I also thought about nationality because of the tragic Charlie Hebdo massacre. When we struggle to find explanations to these kind of events we often talk about cultural identity. I took a pause from the writing of my next book when the events in Paris unfolded. It seemed so unimportant to try to make sense of fictional characters when everyone was trying to make sense of the world.  I think writing fiction sometimes can feel trivial when things like this happen: that this is what one should be writing about, burning political issues.  But trying to do so in fictional form isn’t always easy – just ask Michel Houellebecq.

My novel The Winter War has to do with smaller issues, in a very literal way, hamsters and things like that. But I think that the Strindberg quote in the beginning of the book is also true: “Life consists of trivial matters”.  Even as major events unfold in the world, people have to deal with all the small things in their lives.

Especially so during the winter time, when the darkness effects everyone’s mood.

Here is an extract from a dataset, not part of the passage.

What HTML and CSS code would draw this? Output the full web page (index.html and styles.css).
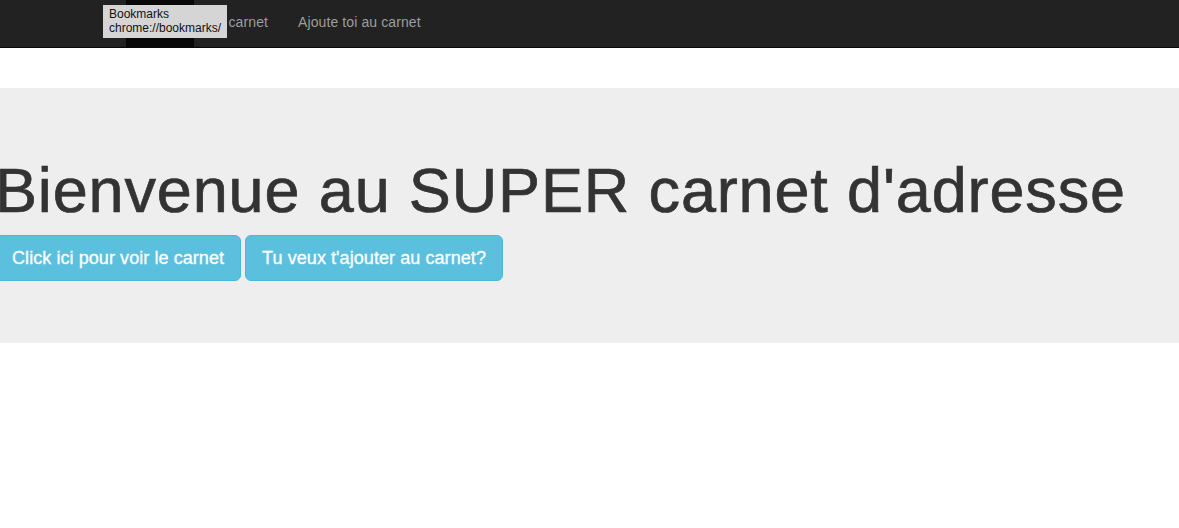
FILE: index.html
```html
<!DOCTYPE html>
<html lang="fr">
<head>
<meta charset="utf-8">
<title>Carnet d'adresse</title>
<link rel="stylesheet" href="styles.css">
</head>
<body>
<nav class="navbar">
  <ul class="nav">
    <li class="nav-item active"><a href="#">Home</a></li>
    <li class="nav-item"><a href="#">Le carnet</a></li>
    <li class="nav-item"><a href="#">Ajoute toi au carnet</a></li>
  </ul>
  <div class="tooltip">Bookmarks<br>chrome://bookmarks/</div>
</nav>
<section class="jumbotron">
  <div class="jumbo-inner">
    <h1 class="title">Bienvenue au SUPER carnet d'adresse</h1>
    <div class="actions">
      <a class="btn" href="#">Click ici pour voir le carnet</a>
      <a class="btn" href="#">Tu veux t'ajouter au carnet?</a>
    </div>
  </div>
</section>
</body>
</html>
```
FILE: styles.css
```css
html, body {
  margin: 0;
  padding: 0;
  background: #fff;
  font-family: "Liberation Sans", Arial, sans-serif;
  color: #333;
}
.navbar {
  position: relative;
  height: 47px;
  background: #222;
  border-bottom: 1px solid #080808;
  padding-left: 126px;
  display: flex;
  margin-bottom: 40px;
}
.nav {
  list-style: none;
  margin: 0;
  padding: 0;
  display: flex;
}
.nav-item a {
  display: block;
  height: 47px;
  box-sizing: border-box;
  padding: 0 15px 2px;
  line-height: 45px;
  font-size: 14px;
  color: #9d9d9d;
  text-decoration: none;
  letter-spacing: 0.1px;
}
.nav-item.active a {
  background: #080808;
  color: #fff;
}
.tooltip {
  position: absolute;
  left: 103px;
  top: 5px;
  width: 113px;
  padding: 2px 5px 3px 6px;
  background: #d5d5d5;
  color: #111;
  font-size: 12px;
  line-height: 14px;
}
.jumbotron {
  background: #eee;
  padding: 48px 0 47px;
}
.jumbo-inner {
  margin-left: -5px;
}
.title {
  margin: 20px 0 10px;
  font-size: 63px;
  line-height: 69px;
  font-weight: 500;
  color: #333;
  white-space: nowrap;
  letter-spacing: 0.85px;
  -webkit-text-stroke: 0.7px #333;
}
.actions {
  display: flex;
  gap: 4px;
  margin-bottom: 15px;
}
.btn {
  display: block;
  padding: 10px 16px;
  font-size: 18px;
  line-height: 24px;
  color: #fff;
  background: #5bc0de;
  border: 1px solid #46b8da;
  border-radius: 6px;
  text-decoration: none;
  letter-spacing: 0.07px;
  -webkit-text-stroke: 0.3px #fff;
}
```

Maybe the snow will help a little bit this year. We’ll see.

Thank you to Philip for contributing this thoughtful and very topical piece.

The Winter War
IN BRIEF: My View of The Winter War

We’re all familiar with the seductive image/fantasy of the perfect Scandinavian society but in The Winter War as in real life, if you look a little closer, the cracks aren’t hard to see.  This is the first family drama I’ve read set in Scandinavia (and the first book I’ve ever read set in Finland!) and whilst novels examining middle class anxieties have their detractors, there’s just so much narrative potential in all that striving, the concern with appearances, status, what other people think… Philip Teir inhabits his male and female characters of all ages with equal conviction and intensity, his take on relationships perceptive and intelligent.  This novel manages to be both humane and satirical, poignant and funny.  The writing sparkles in an excellent translation.  I hope for everyone’s sake that the new Jonathan Franzen is this good.